**What you are asked to do:**
Find all the lines with "index" and gather them.

══ Data extract

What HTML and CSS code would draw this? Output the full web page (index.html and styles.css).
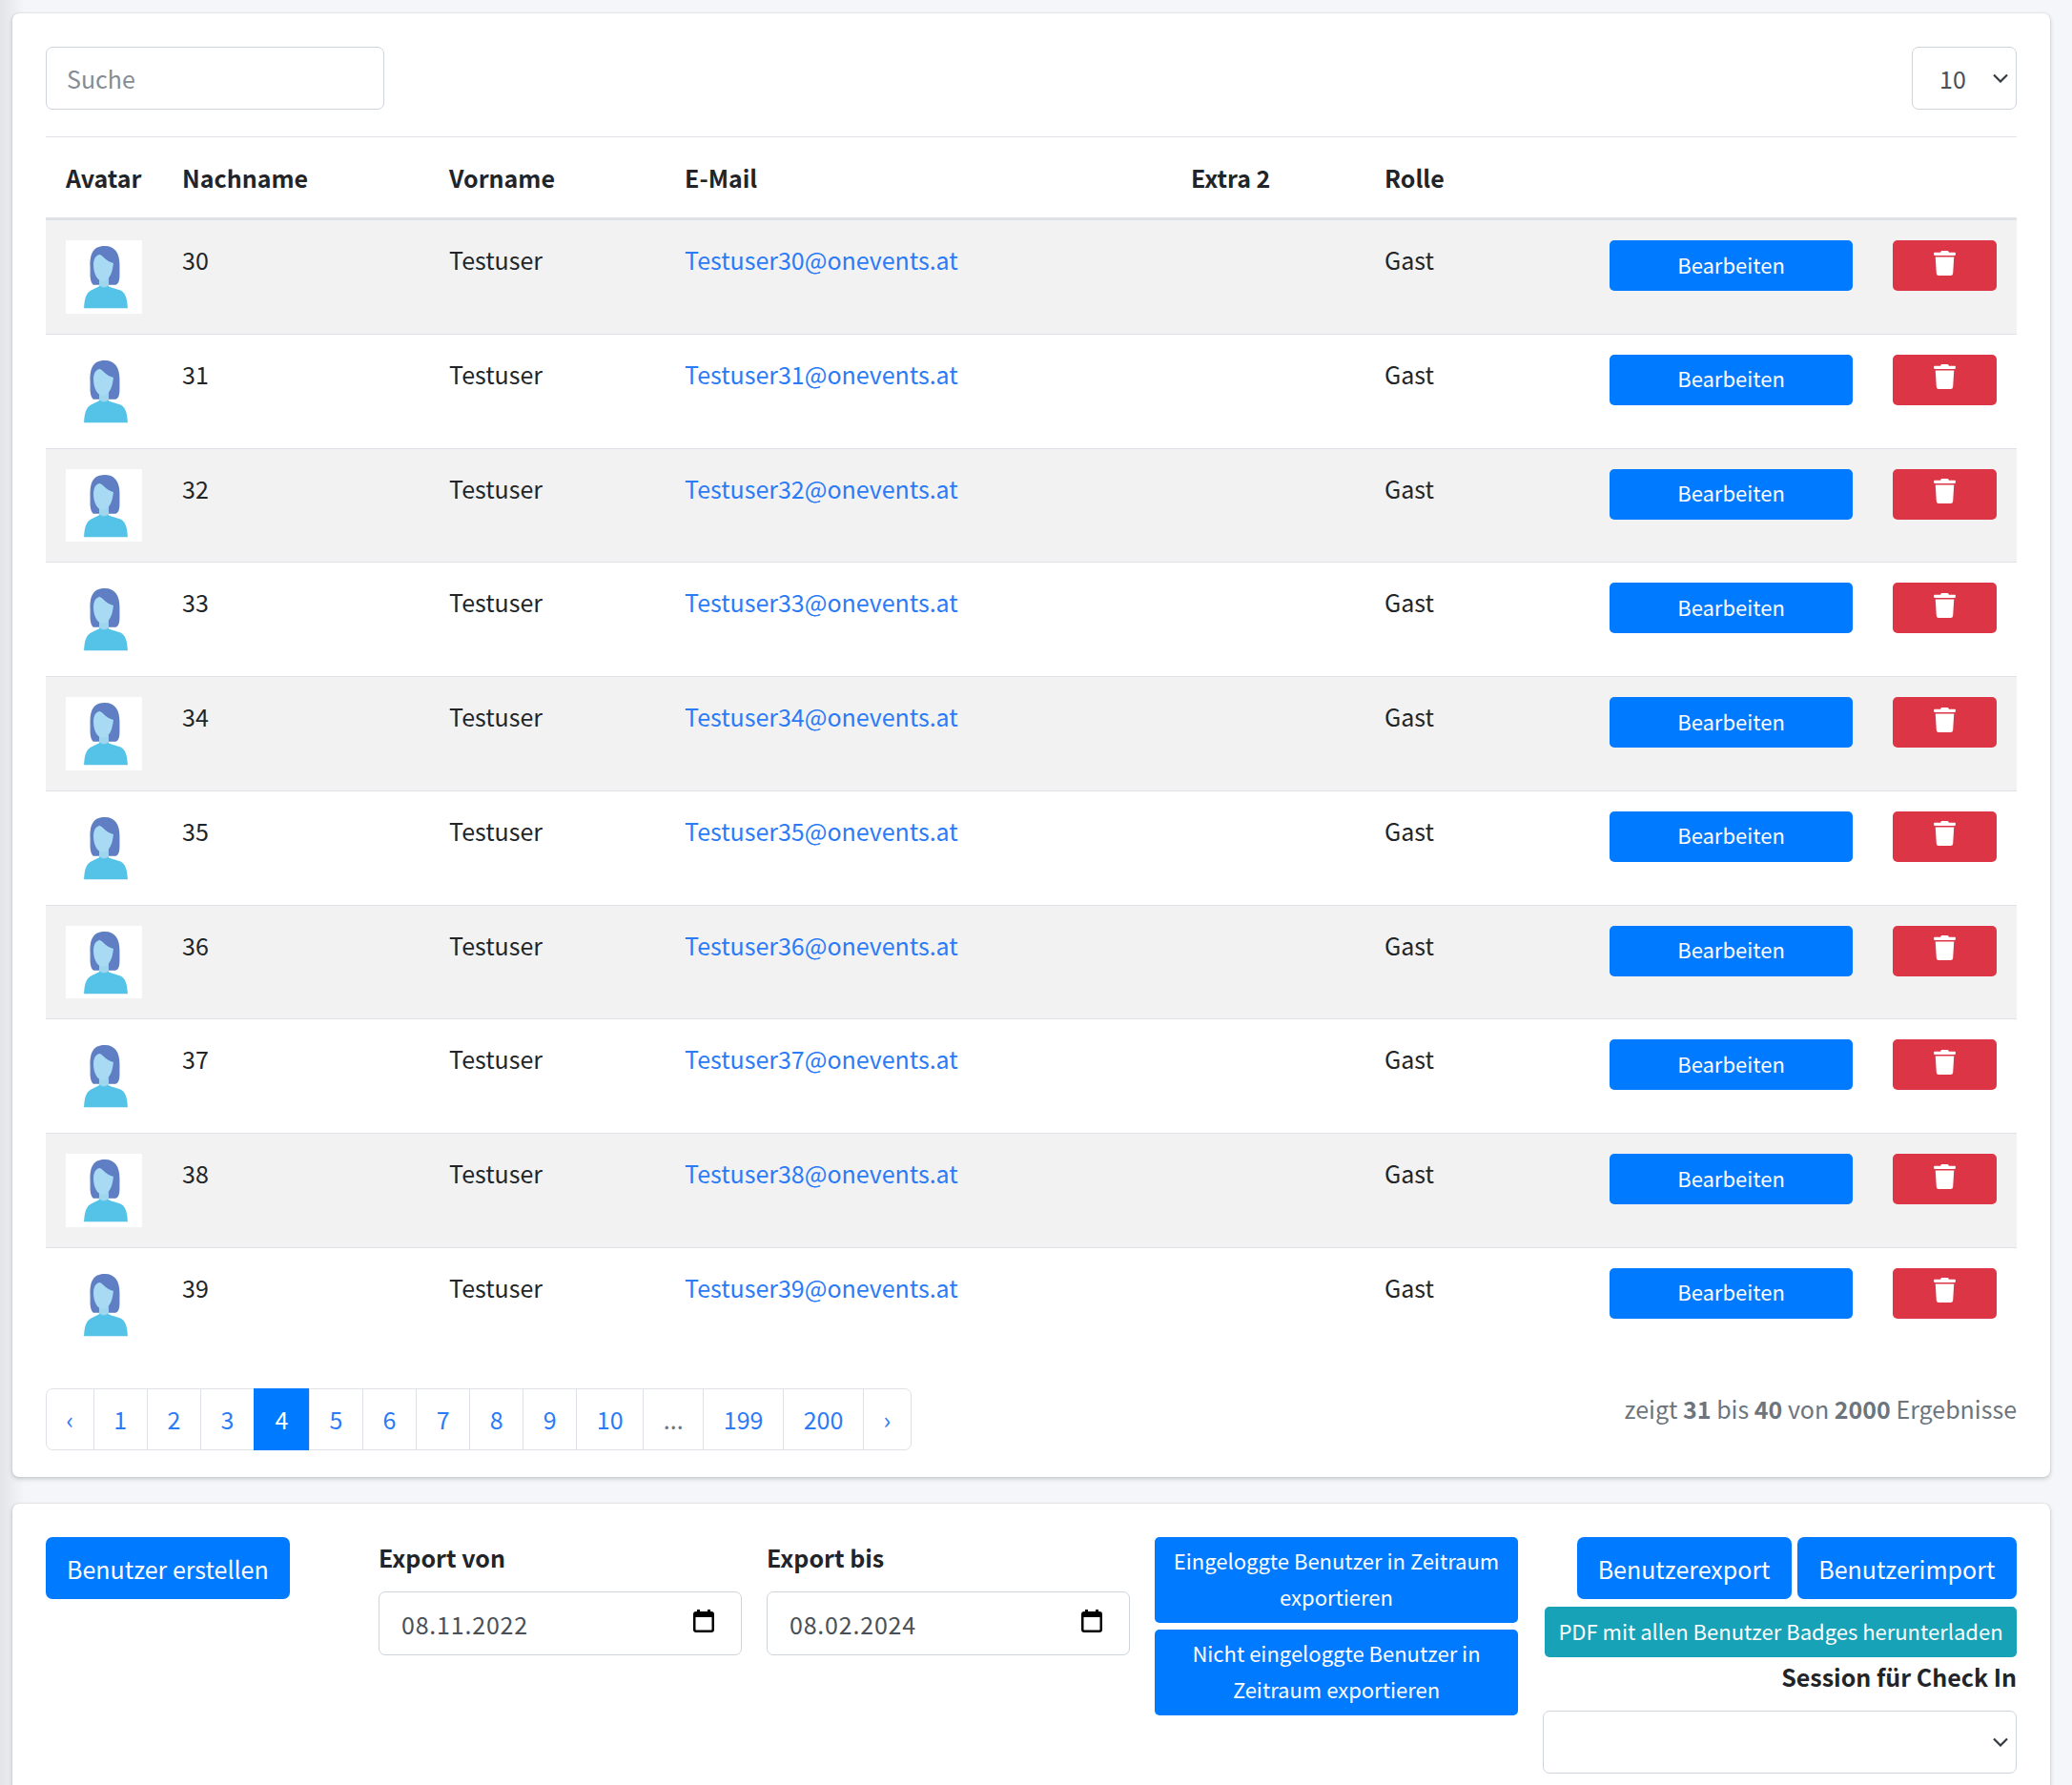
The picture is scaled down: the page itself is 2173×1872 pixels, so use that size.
FILE: index.html
```html
<!DOCTYPE html>
<html lang="de">
<head>
<meta charset="utf-8">
<title>Benutzer</title>
<link rel="stylesheet" href="styles.css">
</head>
<body>
<svg class="defs" aria-hidden="true">
  <symbol id="avatar" viewBox="0 0 80 77">
    <path fill="#5f7ec3" d="M25.500 28C25 12 30 6 41 6C52 6 56.500 14 56.500 26V36C56.500 42 55.500 47 51 47H30C27 47 25.500 41 25.500 36Z"/>
    <path fill="#9dd6ee" d="M35 40H45V50H35Z"/>
    <path fill="#a8dbf3" d="M29 26C29 19 32 15 36 15C40 17 42 22 50 24C49 32 47 42 39 43C33 43 29 35 29 26Z"/>
    <path fill="#55c3e8" d="M19 71.500C19.500 62 21 56 26 53C29 51 33 50 36 48C38 50 42 50 44 48C47 50 53 51 58 53C63 56 64.500 62 65 71.500Z"/>
  </symbol>
  <symbol id="trash" viewBox="0 0 448 512">
    <path fill="currentColor" d="M432 32H312l-9.400-18.700A24 24 0 0 0 281.100 0H166.800a23.720 23.720 0 0 0-21.400 13.300L136 32H16A16 16 0 0 0 0 48v32a16 16 0 0 0 16 16h416a16 16 0 0 0 16-16V48a16 16 0 0 0-16-16zM53.200 467a48 48 0 0 0 47.900 45h245.800a48 48 0 0 0 47.900-45L416 128H32z"/>
  </symbol>
  <symbol id="cal" viewBox="0 0 22 24">
    <path fill="#000" d="M4 0h3v2h8V0h3v2h1a3 3 0 0 1 3 3v16a3 3 0 0 1-3 3H3a3 3 0 0 1-3-3V5a3 3 0 0 1 3-3h1ZM2.500 8v13c0 .300.200.500.500.500h16c.300 0 .500-.200.500-.500V8Z"/>
  </symbol>
</svg>
<main class="page">
  <section class="card card-list">
    <div class="toolbar">
      <input class="field search" type="text" placeholder="Suche">
      <select class="field size"><option>10</option></select>
    </div>
    <table class="users">
      <thead>
        <tr>
          <th class="c-avatar">Avatar</th><th class="c-last">Nachname</th><th class="c-first">Vorname</th><th class="c-mail">E-Mail</th><th class="c-extra">Extra 2</th><th class="c-role">Rolle</th><th class="c-edit"></th><th class="c-del"></th>
        </tr>
      </thead>
      <tbody>
        <tr><td><svg class="avatar"><use href="#avatar"/></svg></td><td>30</td><td>Testuser</td><td><a href="#">Testuser30@onevents.at</a></td><td></td><td>Gast</td><td><button class="btn btn-blue btn-sm">Bearbeiten</button></td><td><button class="btn btn-red btn-sm"><svg class="trash"><use href="#trash"/></svg></button></td></tr>
        <tr><td><svg class="avatar"><use href="#avatar"/></svg></td><td>31</td><td>Testuser</td><td><a href="#">Testuser31@onevents.at</a></td><td></td><td>Gast</td><td><button class="btn btn-blue btn-sm">Bearbeiten</button></td><td><button class="btn btn-red btn-sm"><svg class="trash"><use href="#trash"/></svg></button></td></tr>
        <tr><td><svg class="avatar"><use href="#avatar"/></svg></td><td>32</td><td>Testuser</td><td><a href="#">Testuser32@onevents.at</a></td><td></td><td>Gast</td><td><button class="btn btn-blue btn-sm">Bearbeiten</button></td><td><button class="btn btn-red btn-sm"><svg class="trash"><use href="#trash"/></svg></button></td></tr>
        <tr><td><svg class="avatar"><use href="#avatar"/></svg></td><td>33</td><td>Testuser</td><td><a href="#">Testuser33@onevents.at</a></td><td></td><td>Gast</td><td><button class="btn btn-blue btn-sm">Bearbeiten</button></td><td><button class="btn btn-red btn-sm"><svg class="trash"><use href="#trash"/></svg></button></td></tr>
        <tr><td><svg class="avatar"><use href="#avatar"/></svg></td><td>34</td><td>Testuser</td><td><a href="#">Testuser34@onevents.at</a></td><td></td><td>Gast</td><td><button class="btn btn-blue btn-sm">Bearbeiten</button></td><td><button class="btn btn-red btn-sm"><svg class="trash"><use href="#trash"/></svg></button></td></tr>
        <tr><td><svg class="avatar"><use href="#avatar"/></svg></td><td>35</td><td>Testuser</td><td><a href="#">Testuser35@onevents.at</a></td><td></td><td>Gast</td><td><button class="btn btn-blue btn-sm">Bearbeiten</button></td><td><button class="btn btn-red btn-sm"><svg class="trash"><use href="#trash"/></svg></button></td></tr>
        <tr><td><svg class="avatar"><use href="#avatar"/></svg></td><td>36</td><td>Testuser</td><td><a href="#">Testuser36@onevents.at</a></td><td></td><td>Gast</td><td><button class="btn btn-blue btn-sm">Bearbeiten</button></td><td><button class="btn btn-red btn-sm"><svg class="trash"><use href="#trash"/></svg></button></td></tr>
        <tr><td><svg class="avatar"><use href="#avatar"/></svg></td><td>37</td><td>Testuser</td><td><a href="#">Testuser37@onevents.at</a></td><td></td><td>Gast</td><td><button class="btn btn-blue btn-sm">Bearbeiten</button></td><td><button class="btn btn-red btn-sm"><svg class="trash"><use href="#trash"/></svg></button></td></tr>
        <tr><td><svg class="avatar"><use href="#avatar"/></svg></td><td>38</td><td>Testuser</td><td><a href="#">Testuser38@onevents.at</a></td><td></td><td>Gast</td><td><button class="btn btn-blue btn-sm">Bearbeiten</button></td><td><button class="btn btn-red btn-sm"><svg class="trash"><use href="#trash"/></svg></button></td></tr>
        <tr><td><svg class="avatar"><use href="#avatar"/></svg></td><td>39</td><td>Testuser</td><td><a href="#">Testuser39@onevents.at</a></td><td></td><td>Gast</td><td><button class="btn btn-blue btn-sm">Bearbeiten</button></td><td><button class="btn btn-red btn-sm"><svg class="trash"><use href="#trash"/></svg></button></td></tr>
      </tbody>
    </table>
    <div class="pager-row">
      <nav class="pager">
        <a class="pg pg-arrow" href="#">‹</a><a class="pg" href="#">1</a><a class="pg" href="#">2</a><a class="pg" href="#">3</a><a class="pg active" href="#">4</a><a class="pg" href="#">5</a><a class="pg" href="#">6</a><a class="pg" href="#">7</a><a class="pg" href="#">8</a><a class="pg" href="#">9</a><a class="pg" href="#">10</a><span class="pg pg-dots">...</span><a class="pg" href="#">199</a><a class="pg" href="#">200</a><a class="pg pg-arrow" href="#">›</a>
      </nav>
      <p class="summary">zeigt <b>31</b> bis <b>40</b> von <b>2000</b> Ergebnisse</p>
    </div>
  </section>
  <section class="card card-actions">
    <div class="col">
      <button class="btn btn-blue btn-lg">Benutzer erstellen</button>
    </div>
    <div class="col">
      <label class="label">Export von</label>
      <div class="field date"><span>08.11.2022</span><svg class="cal"><use href="#cal"/></svg></div>
    </div>
    <div class="col">
      <label class="label">Export bis</label>
      <div class="field date"><span>08.02.2024</span><svg class="cal"><use href="#cal"/></svg></div>
    </div>
    <div class="col stack">
      <button class="btn btn-blue btn-wrap">Eingeloggte Benutzer in Zeitraum exportieren</button>
      <button class="btn btn-blue btn-wrap">Nicht eingeloggte Benutzer in Zeitraum exportieren</button>
    </div>
    <div class="col right">
      <div class="btn-row">
        <button class="btn btn-blue btn-lg btn-export">Benutzerexport</button>
        <button class="btn btn-blue btn-lg btn-import">Benutzerimport</button>
      </div>
      <button class="btn btn-teal btn-sm btn-pdf">PDF mit allen Benutzer Badges herunterladen</button>
      <label class="label label-right">Session für Check In</label>
      <select class="field session"><option></option></select>
    </div>
  </section>
</main>
</body>
</html>
```
FILE: styles.css
```css
* { box-sizing: border-box; }
html { overflow: hidden; height: 100%; }
body {
  margin: 0;
  height: 100%;
  overflow: hidden;
  background: linear-gradient(to right, #e2e4e7, #f4f6f9 26px);
  color: #212529;
  font-family: "Noto Sans CJK JP", "Noto Sans", sans-serif;
  font-size: 25px;
  line-height: 42px;
}
.defs { display: none; }
.page { padding: 14px 23px 0 13px; display: flex; flex-direction: column; gap: 28px; }
.card {
  background: #fff;
  border-radius: 7px;
  box-shadow: 0 0 2px rgba(0,0,0,.14), 0 2px 5px rgba(0,0,0,.18);
  padding: 35px 35px 28px 35px;
}
.field {
  height: 66px;
  background: #fff;
  border: 1px solid #ced4da;
  border-radius: 7px;
  color: #495057;
  font: inherit;
  outline: none;
}
.toolbar { display: flex; justify-content: space-between; margin-bottom: 28px; }
.search { width: 355px; padding: 0 21px; }
.search::placeholder { color: #858c93; opacity: 1; }
select.field {
  appearance: none;
  -webkit-appearance: none;
  background-image: url("data:image/svg+xml,%3Csvg xmlns='http://www.w3.org/2000/svg' width='16' height='10' viewBox='0 0 16 10'%3E%3Cpath fill='none' stroke='%23343a40' stroke-width='2.200' d='M1 1.500l7 7 7-7'/%3E%3C/svg%3E");
  background-repeat: no-repeat;
  background-position: right 8px center;
}
.size { width: 110px; padding: 0 0 0 28px; }
.users { width: 100%; border-collapse: collapse; table-layout: fixed; }
.c-avatar { width: 122px; }
.c-last { width: 280px; }
.c-first { width: 247px; }
.c-mail { width: 531px; }
.c-extra { width: 203px; }
.c-role { width: 236px; }
.c-edit { width: 297px; }
.c-del { width: 151px; }
.users th, .users td { padding: 21px; text-align: left; vertical-align: top; }
.users th { font-weight: 700; border-top: 1px solid #dee2e6; border-bottom: 3px solid #dee2e6; }
.users td { border-top: 1px solid #dee2e6; line-height: 41px; }
.users tbody tr:nth-child(odd) { background: #f2f2f2; }
.users a { color: #2b7bf6; text-decoration: none; }
.avatar { display: block; width: 80px; height: 76.750px; background: #fff; }
.btn {
  display: block;
  border: 0;
  border-radius: 5px;
  color: #fff;
  font: inherit;
  cursor: pointer;
  text-align: center;
}
.btn-sm { width: 100%; height: 53px; padding: 0 0 4px; font-size: 22px; line-height: 42px; }
.btn-lg { height: 65px; padding: 0 22px; border-radius: 7px; }
.btn-wrap { width: 100%; padding: 6px 14px 9px; font-size: 22px; line-height: 37.500px; }
.btn-blue { background: #007bff; }
.btn-red { background: #dc3545; }
.btn-teal { background: #17a2b8; }
.trash { display: block; width: 23px; height: 26px; margin: 0 auto; position: relative; top: -1px; color: #fff; }
.pager-row { display: flex; justify-content: space-between; margin-top: 28.500px; }
.pager { display: flex; height: 65px; }
.pg {
  display: block;
  padding: 10px 20.600px;
  margin-left: -1px;
  background: #fff;
  border: 1px solid #dee2e6;
  color: #2b7bf6;
  text-decoration: none;
}
.pg:first-child { margin-left: 0; border-radius: 7px 0 0 7px; }
.pg:last-child { border-radius: 0 7px 7px 0; }
.pg.active { background: #007bff; border-color: #007bff; color: #fff; padding: 10px 21.500px; }
.pg-dots { color: #6c757d; }
.summary { margin: 0; color: #6c757d; }
.card-actions {
  display: grid;
  grid-template-columns: 323px 381px 381px 381px 1fr;
  gap: 26px;
  align-items: start;
  padding-bottom: 35px;
}
.label { display: block; font-weight: 700; margin: 0 0 15px; }
.date { display: flex; align-items: center; justify-content: space-between; height: 67px; padding: 0 28px 0 23px; letter-spacing: .8px; }
.cal { display: block; width: 22px; height: 24px; position: relative; top: -3px; }
.stack { display: flex; flex-direction: column; gap: 7px; }
.right { display: flex; flex-direction: column; align-items: flex-end; }
.btn-row { display: flex; justify-content: flex-end; gap: 6px; }
.btn-import { padding: 0 22.700px; }
.btn-pdf { width: 495px; margin-top: 8px; }
.label-right { margin: -1px 0 15px; }
.session { width: 100%; height: 66px; }
```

════

**Solved exercise:**
What HTML and CSS code would draw this? Output the full web page (index.html and styles.css).
FILE: index.html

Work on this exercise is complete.